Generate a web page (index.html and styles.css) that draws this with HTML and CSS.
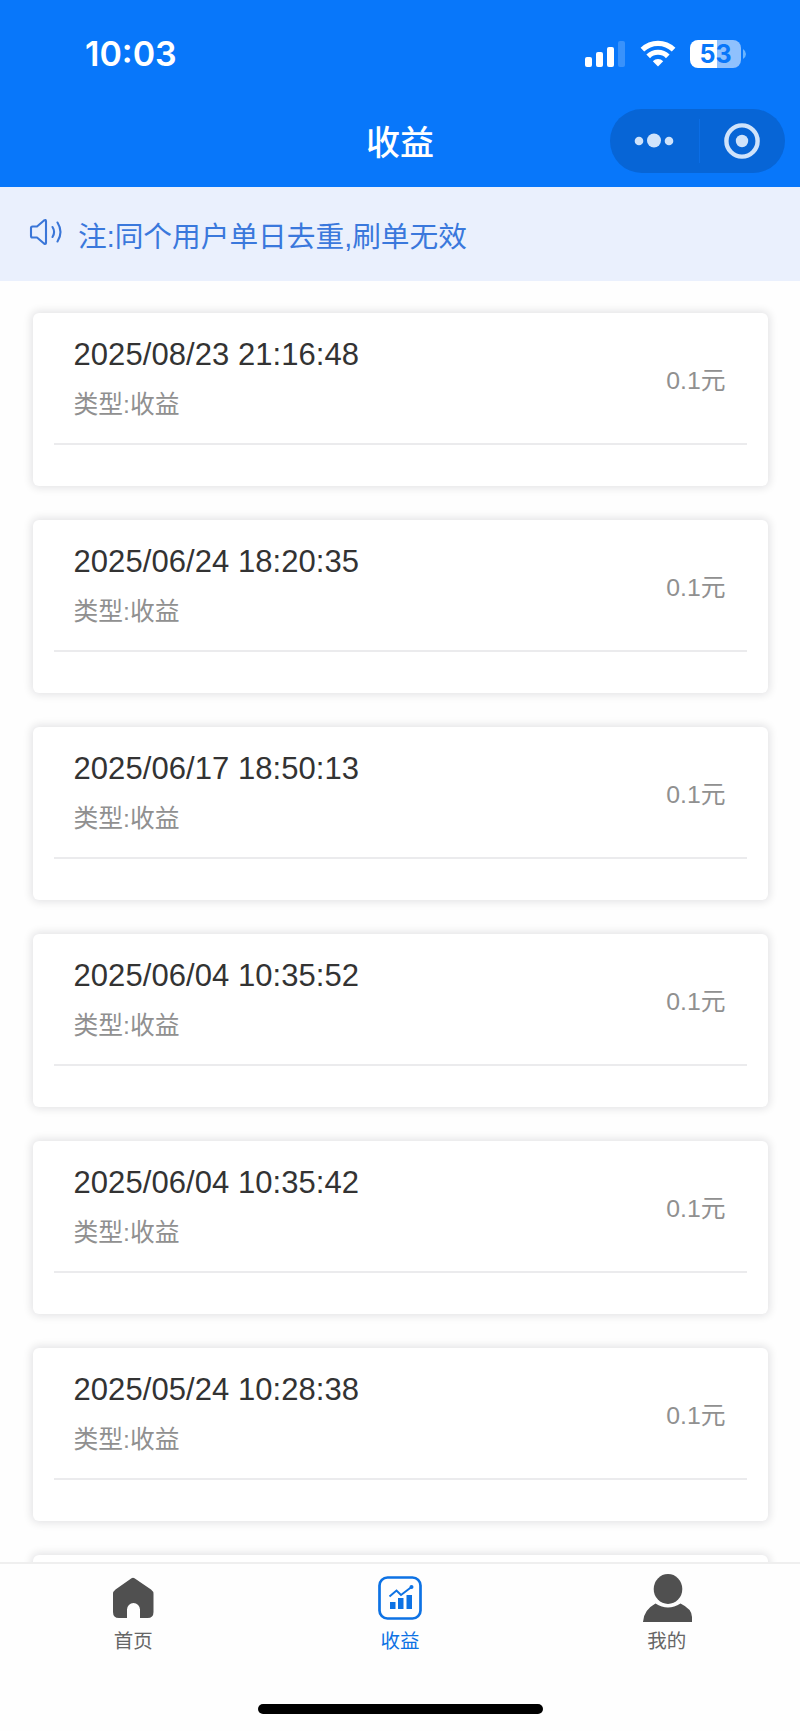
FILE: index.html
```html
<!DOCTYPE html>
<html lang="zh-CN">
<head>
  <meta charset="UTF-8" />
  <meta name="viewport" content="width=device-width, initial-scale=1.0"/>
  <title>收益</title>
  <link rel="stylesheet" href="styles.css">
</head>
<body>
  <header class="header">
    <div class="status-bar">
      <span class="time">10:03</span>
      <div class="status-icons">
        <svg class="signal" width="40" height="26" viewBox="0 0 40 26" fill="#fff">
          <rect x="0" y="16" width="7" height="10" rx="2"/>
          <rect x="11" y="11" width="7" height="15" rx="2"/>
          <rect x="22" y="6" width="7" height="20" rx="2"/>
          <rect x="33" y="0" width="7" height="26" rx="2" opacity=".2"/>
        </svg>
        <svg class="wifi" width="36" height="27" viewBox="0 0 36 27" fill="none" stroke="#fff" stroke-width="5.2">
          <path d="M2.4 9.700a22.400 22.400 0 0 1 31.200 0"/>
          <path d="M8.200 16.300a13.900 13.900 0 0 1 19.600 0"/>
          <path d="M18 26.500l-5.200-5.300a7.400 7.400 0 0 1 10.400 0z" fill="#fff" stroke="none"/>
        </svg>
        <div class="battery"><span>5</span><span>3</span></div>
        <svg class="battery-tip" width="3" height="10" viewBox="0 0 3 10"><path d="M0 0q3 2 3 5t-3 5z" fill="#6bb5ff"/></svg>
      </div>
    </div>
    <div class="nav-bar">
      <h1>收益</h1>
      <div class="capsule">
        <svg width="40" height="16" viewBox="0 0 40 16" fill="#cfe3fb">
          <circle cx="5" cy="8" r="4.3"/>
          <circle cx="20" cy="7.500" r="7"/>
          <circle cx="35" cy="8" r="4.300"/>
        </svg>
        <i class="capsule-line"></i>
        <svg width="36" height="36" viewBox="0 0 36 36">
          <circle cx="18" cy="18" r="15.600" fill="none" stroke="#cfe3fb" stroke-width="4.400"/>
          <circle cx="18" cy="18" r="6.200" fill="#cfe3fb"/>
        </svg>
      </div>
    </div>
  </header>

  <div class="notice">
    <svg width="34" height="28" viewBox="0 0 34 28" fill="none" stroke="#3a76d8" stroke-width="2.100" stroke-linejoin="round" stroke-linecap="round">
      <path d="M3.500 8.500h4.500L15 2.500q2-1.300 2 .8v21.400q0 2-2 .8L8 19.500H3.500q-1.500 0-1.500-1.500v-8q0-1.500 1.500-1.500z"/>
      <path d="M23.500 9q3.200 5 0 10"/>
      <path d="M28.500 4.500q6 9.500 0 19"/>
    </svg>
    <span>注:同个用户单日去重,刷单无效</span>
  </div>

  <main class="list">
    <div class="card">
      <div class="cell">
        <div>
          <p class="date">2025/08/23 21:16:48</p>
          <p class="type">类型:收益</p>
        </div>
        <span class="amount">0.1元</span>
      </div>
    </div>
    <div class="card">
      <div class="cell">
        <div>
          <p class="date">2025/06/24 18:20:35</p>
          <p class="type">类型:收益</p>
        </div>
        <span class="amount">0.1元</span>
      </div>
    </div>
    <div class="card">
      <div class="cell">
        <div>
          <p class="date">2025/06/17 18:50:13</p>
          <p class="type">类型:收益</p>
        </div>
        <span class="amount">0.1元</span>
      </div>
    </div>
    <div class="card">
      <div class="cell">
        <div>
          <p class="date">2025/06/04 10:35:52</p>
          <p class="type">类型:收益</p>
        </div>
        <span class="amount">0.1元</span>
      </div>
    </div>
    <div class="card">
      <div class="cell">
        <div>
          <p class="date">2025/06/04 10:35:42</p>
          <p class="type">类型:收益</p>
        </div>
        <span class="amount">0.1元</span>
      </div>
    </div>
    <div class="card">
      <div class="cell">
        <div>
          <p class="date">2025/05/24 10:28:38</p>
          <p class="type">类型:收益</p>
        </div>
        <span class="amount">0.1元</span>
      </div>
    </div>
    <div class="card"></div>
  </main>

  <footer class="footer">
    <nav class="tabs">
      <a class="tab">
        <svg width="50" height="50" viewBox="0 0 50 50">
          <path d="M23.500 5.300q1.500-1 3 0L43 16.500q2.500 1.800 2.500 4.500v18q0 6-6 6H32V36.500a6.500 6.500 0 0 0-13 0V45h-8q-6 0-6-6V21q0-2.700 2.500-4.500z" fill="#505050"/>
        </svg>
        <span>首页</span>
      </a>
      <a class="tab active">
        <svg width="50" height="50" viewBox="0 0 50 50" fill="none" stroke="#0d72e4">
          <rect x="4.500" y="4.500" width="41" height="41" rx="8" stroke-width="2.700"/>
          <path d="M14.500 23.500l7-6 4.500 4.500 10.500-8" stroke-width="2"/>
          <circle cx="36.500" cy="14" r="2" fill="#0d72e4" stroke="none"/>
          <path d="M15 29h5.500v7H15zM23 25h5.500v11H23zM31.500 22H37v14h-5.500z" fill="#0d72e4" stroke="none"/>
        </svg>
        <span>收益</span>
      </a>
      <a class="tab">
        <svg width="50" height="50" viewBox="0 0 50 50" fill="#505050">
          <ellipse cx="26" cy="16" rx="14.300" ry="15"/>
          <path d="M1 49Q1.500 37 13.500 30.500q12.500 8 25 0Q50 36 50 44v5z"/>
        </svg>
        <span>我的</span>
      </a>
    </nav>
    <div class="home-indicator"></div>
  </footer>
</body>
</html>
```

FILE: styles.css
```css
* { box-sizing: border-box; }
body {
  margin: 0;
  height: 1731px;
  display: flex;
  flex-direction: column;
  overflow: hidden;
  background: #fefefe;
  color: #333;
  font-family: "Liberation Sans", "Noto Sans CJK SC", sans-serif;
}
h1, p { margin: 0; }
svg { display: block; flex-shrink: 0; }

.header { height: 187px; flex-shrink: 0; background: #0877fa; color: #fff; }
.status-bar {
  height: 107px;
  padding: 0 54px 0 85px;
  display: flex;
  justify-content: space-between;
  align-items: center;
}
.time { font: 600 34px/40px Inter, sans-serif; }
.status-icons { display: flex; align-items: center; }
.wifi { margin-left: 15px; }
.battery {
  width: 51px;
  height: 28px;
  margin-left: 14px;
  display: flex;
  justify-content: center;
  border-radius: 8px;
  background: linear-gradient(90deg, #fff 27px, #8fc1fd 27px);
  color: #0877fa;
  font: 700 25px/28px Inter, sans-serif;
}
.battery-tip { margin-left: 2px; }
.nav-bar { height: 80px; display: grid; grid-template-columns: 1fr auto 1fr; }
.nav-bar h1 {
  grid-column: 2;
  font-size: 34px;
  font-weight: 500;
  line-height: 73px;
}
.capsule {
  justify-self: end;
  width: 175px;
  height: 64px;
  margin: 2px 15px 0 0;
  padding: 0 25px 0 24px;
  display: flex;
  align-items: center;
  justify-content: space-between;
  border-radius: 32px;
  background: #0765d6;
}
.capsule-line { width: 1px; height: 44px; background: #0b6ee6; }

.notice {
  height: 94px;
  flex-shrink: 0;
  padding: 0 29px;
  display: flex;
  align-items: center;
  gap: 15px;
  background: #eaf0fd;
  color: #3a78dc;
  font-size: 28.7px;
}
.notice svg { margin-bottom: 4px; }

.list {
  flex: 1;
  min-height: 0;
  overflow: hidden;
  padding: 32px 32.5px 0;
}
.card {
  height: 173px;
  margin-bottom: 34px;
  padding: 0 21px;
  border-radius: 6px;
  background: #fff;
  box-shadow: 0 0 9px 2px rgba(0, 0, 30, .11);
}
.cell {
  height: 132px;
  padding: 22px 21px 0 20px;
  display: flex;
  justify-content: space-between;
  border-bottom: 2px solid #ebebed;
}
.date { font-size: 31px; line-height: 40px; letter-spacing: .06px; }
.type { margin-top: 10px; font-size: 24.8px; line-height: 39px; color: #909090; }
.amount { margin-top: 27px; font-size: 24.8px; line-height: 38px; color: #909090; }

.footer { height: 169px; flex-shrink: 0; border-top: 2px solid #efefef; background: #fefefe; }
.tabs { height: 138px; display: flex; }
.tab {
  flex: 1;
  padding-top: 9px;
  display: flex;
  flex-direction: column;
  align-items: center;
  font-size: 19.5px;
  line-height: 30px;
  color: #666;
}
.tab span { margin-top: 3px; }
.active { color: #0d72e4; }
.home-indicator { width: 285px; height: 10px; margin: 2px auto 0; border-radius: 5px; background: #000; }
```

GIVEN PROBLEM: Scan the listing above for the word "index" and copy every line that holds it.

SOLVED PROBLEM:
Generate a web page (index.html and styles.css) that draws this with HTML and CSS.
FILE: index.html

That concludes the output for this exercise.